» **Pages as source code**
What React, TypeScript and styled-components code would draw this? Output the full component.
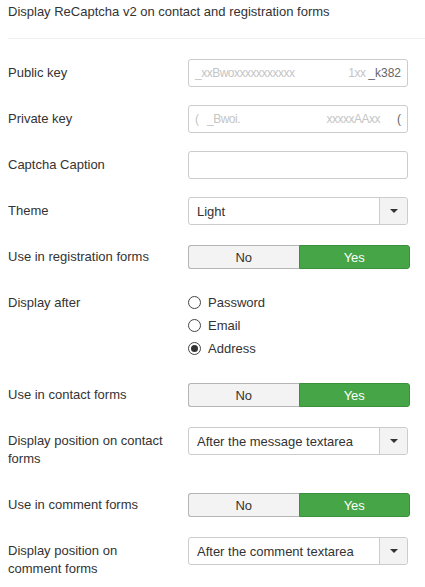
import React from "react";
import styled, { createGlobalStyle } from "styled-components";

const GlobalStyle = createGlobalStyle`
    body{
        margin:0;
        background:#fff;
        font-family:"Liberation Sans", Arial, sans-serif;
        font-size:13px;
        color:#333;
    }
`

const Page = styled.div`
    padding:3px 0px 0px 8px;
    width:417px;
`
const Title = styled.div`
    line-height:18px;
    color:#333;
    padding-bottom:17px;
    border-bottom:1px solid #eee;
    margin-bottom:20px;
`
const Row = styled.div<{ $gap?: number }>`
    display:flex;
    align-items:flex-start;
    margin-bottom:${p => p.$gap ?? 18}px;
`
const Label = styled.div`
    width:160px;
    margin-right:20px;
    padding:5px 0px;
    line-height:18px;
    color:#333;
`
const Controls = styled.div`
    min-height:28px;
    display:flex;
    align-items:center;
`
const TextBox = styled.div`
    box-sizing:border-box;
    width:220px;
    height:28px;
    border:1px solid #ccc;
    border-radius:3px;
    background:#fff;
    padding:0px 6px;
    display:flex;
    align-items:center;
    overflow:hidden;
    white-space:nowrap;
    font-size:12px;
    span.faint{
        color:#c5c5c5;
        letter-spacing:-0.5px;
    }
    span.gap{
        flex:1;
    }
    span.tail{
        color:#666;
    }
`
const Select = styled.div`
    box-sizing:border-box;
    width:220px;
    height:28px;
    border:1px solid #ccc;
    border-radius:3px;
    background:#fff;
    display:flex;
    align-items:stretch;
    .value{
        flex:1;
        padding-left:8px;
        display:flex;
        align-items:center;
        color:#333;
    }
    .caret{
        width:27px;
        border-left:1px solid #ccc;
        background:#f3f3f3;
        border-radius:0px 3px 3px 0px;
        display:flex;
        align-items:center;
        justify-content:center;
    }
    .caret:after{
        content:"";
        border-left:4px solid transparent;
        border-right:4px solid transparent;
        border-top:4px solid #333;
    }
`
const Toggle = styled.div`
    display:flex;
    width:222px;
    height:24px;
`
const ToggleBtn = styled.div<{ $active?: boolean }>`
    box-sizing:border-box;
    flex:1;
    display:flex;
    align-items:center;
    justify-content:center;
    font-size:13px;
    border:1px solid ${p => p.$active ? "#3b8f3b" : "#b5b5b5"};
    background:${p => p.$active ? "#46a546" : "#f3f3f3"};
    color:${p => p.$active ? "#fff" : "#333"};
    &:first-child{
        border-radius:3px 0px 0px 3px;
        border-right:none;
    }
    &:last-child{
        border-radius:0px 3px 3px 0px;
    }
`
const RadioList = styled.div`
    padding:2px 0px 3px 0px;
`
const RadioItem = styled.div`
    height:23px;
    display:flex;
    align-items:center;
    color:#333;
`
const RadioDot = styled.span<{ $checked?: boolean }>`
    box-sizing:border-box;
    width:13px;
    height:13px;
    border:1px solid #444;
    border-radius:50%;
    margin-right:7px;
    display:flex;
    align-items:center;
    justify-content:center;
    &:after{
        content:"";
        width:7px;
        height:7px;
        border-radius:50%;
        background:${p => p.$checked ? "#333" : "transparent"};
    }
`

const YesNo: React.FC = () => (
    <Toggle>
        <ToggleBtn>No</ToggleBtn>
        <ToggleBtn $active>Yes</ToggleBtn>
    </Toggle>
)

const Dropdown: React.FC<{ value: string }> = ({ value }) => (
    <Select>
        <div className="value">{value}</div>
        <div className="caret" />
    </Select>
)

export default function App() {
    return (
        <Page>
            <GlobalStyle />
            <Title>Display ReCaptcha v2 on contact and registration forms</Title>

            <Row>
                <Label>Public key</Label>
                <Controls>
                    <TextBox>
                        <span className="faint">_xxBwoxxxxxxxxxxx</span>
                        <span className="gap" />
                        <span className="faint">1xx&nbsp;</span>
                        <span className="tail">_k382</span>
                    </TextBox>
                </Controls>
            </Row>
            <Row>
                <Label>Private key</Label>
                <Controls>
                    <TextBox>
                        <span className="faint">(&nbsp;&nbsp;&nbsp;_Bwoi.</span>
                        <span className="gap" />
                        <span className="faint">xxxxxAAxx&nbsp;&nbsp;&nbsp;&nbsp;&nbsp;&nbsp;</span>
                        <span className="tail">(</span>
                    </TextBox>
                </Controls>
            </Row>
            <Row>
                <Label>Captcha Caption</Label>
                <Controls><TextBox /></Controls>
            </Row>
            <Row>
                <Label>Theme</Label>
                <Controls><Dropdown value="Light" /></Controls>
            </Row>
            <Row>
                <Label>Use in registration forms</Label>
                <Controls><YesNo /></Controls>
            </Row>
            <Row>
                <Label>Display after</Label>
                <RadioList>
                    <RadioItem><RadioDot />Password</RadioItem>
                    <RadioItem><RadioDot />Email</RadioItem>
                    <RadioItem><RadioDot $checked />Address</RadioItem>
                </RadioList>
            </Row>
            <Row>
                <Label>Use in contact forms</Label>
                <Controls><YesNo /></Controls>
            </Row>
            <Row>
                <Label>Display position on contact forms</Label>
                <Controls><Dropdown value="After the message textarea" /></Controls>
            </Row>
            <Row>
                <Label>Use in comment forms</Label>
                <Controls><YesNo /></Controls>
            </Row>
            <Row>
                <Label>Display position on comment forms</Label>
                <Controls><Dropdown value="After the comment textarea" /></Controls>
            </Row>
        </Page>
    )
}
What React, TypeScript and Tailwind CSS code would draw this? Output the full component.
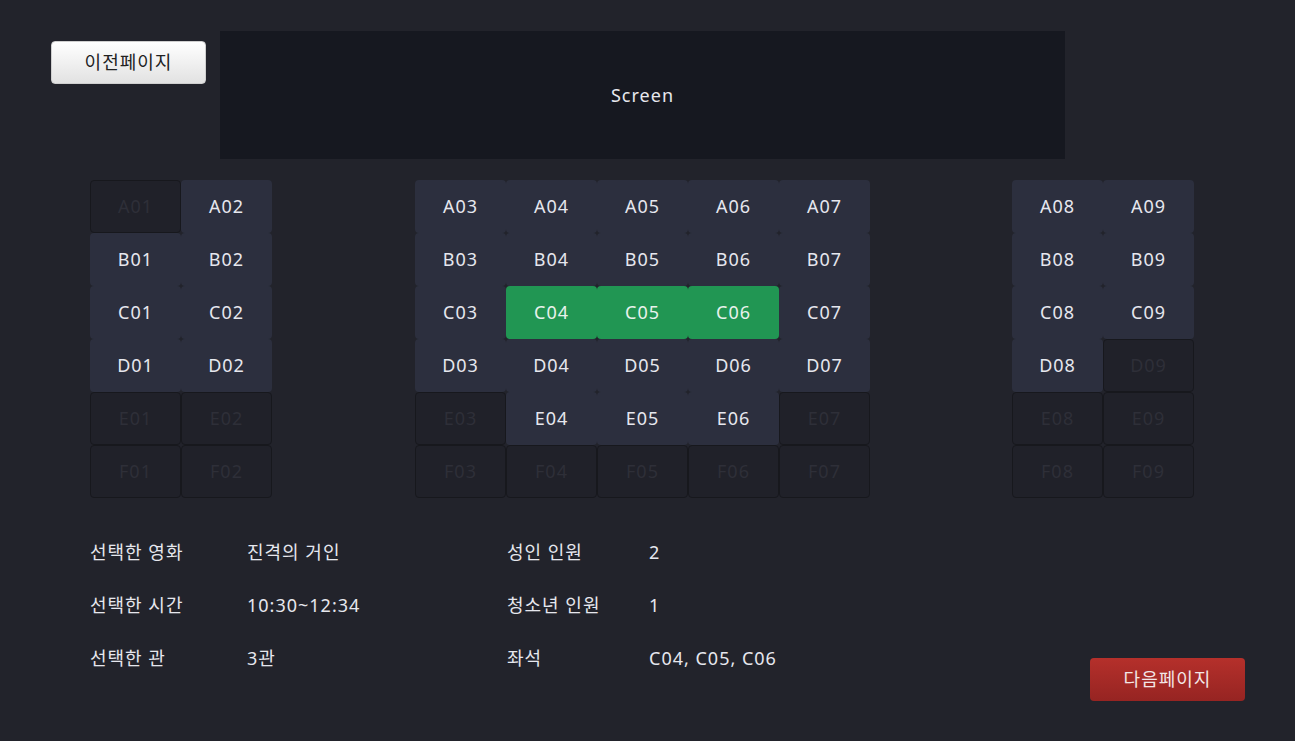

» **GIVEN TASK**
Transcribe all of the records above character for character. Exclude the pictures.

» **RESULT**
What React, TypeScript and styled-components code would draw this? Output the full component.
import React from "react";
import styled, { createGlobalStyle } from "styled-components";

const GlobalStyle = createGlobalStyle`
    body{
        margin:0;
        background:#fff;
        font-family:"Liberation Sans", Arial, sans-serif;
        font-size:13px;
        color:#333;
    }
`

const Page = styled.div`
    padding:3px 0px 0px 8px;
    width:417px;
`
const Title = styled.div`
    line-height:18px;
    color:#333;
    padding-bottom:17px;
    border-bottom:1px solid #eee;
    margin-bottom:20px;
`
const Row = styled.div<{ $gap?: number }>`
    display:flex;
    align-items:flex-start;
    margin-bottom:${p => p.$gap ?? 18}px;
`
const Label = styled.div`
    width:160px;
    margin-right:20px;
    padding:5px 0px;
    line-height:18px;
    color:#333;
`
const Controls = styled.div`
    min-height:28px;
    display:flex;
    align-items:center;
`
const TextBox = styled.div`
    box-sizing:border-box;
    width:220px;
    height:28px;
    border:1px solid #ccc;
    border-radius:3px;
    background:#fff;
    padding:0px 6px;
    display:flex;
    align-items:center;
    overflow:hidden;
    white-space:nowrap;
    font-size:12px;
    span.faint{
        color:#c5c5c5;
        letter-spacing:-0.5px;
    }
    span.gap{
        flex:1;
    }
    span.tail{
        color:#666;
    }
`
const Select = styled.div`
    box-sizing:border-box;
    width:220px;
    height:28px;
    border:1px solid #ccc;
    border-radius:3px;
    background:#fff;
    display:flex;
    align-items:stretch;
    .value{
        flex:1;
        padding-left:8px;
        display:flex;
        align-items:center;
        color:#333;
    }
    .caret{
        width:27px;
        border-left:1px solid #ccc;
        background:#f3f3f3;
        border-radius:0px 3px 3px 0px;
        display:flex;
        align-items:center;
        justify-content:center;
    }
    .caret:after{
        content:"";
        border-left:4px solid transparent;
        border-right:4px solid transparent;
        border-top:4px solid #333;
    }
`
const Toggle = styled.div`
    display:flex;
    width:222px;
    height:24px;
`
const ToggleBtn = styled.div<{ $active?: boolean }>`
    box-sizing:border-box;
    flex:1;
    display:flex;
    align-items:center;
    justify-content:center;
    font-size:13px;
    border:1px solid ${p => p.$active ? "#3b8f3b" : "#b5b5b5"};
    background:${p => p.$active ? "#46a546" : "#f3f3f3"};
    color:${p => p.$active ? "#fff" : "#333"};
    &:first-child{
        border-radius:3px 0px 0px 3px;
        border-right:none;
    }
    &:last-child{
        border-radius:0px 3px 3px 0px;
    }
`
const RadioList = styled.div`
    padding:2px 0px 3px 0px;
`
const RadioItem = styled.div`
    height:23px;
    display:flex;
    align-items:center;
    color:#333;
`
const RadioDot = styled.span<{ $checked?: boolean }>`
    box-sizing:border-box;
    width:13px;
    height:13px;
    border:1px solid #444;
    border-radius:50%;
    margin-right:7px;
    display:flex;
    align-items:center;
    justify-content:center;
    &:after{
        content:"";
        width:7px;
        height:7px;
        border-radius:50%;
        background:${p => p.$checked ? "#333" : "transparent"};
    }
`

const YesNo: React.FC = () => (
    <Toggle>
        <ToggleBtn>No</ToggleBtn>
        <ToggleBtn $active>Yes</ToggleBtn>
    </Toggle>
)

const Dropdown: React.FC<{ value: string }> = ({ value }) => (
    <Select>
        <div className="value">{value}</div>
        <div className="caret" />
    </Select>
)

export default function App() {
    return (
        <Page>
            <GlobalStyle />
            <Title>Display ReCaptcha v2 on contact and registration forms</Title>

            <Row>
                <Label>Public key</Label>
                <Controls>
                    <TextBox>
                        <span className="faint">_xxBwoxxxxxxxxxxx</span>
                        <span className="gap" />
                        <span className="faint">1xx&nbsp;</span>
                        <span className="tail">_k382</span>
                    </TextBox>
                </Controls>
            </Row>
            <Row>
                <Label>Private key</Label>
                <Controls>
                    <TextBox>
                        <span className="faint">(&nbsp;&nbsp;&nbsp;_Bwoi.</span>
                        <span className="gap" />
                        <span className="faint">xxxxxAAxx&nbsp;&nbsp;&nbsp;&nbsp;&nbsp;&nbsp;</span>
                        <span className="tail">(</span>
                    </TextBox>
                </Controls>
            </Row>
            <Row>
                <Label>Captcha Caption</Label>
                <Controls><TextBox /></Controls>
            </Row>
            <Row>
                <Label>Theme</Label>
                <Controls><Dropdown value="Light" /></Controls>
            </Row>
            <Row>
                <Label>Use in registration forms</Label>
                <Controls><YesNo /></Controls>
            </Row>
            <Row>
                <Label>Display after</Label>
                <RadioList>
                    <RadioItem><RadioDot />Password</RadioItem>
                    <RadioItem><RadioDot />Email</RadioItem>
                    <RadioItem><RadioDot $checked />Address</RadioItem>
                </RadioList>
            </Row>
            <Row>
                <Label>Use in contact forms</Label>
                <Controls><YesNo /></Controls>
            </Row>
            <Row>
                <Label>Display position on contact forms</Label>
                <Controls><Dropdown value="After the message textarea" /></Controls>
            </Row>
            <Row>
                <Label>Use in comment forms</Label>
                <Controls><YesNo /></Controls>
            </Row>
            <Row>
                <Label>Display position on comment forms</Label>
                <Controls><Dropdown value="After the comment textarea" /></Controls>
            </Row>
        </Page>
    )
}
What React, TypeScript and Tailwind CSS code would draw this? Output the full component.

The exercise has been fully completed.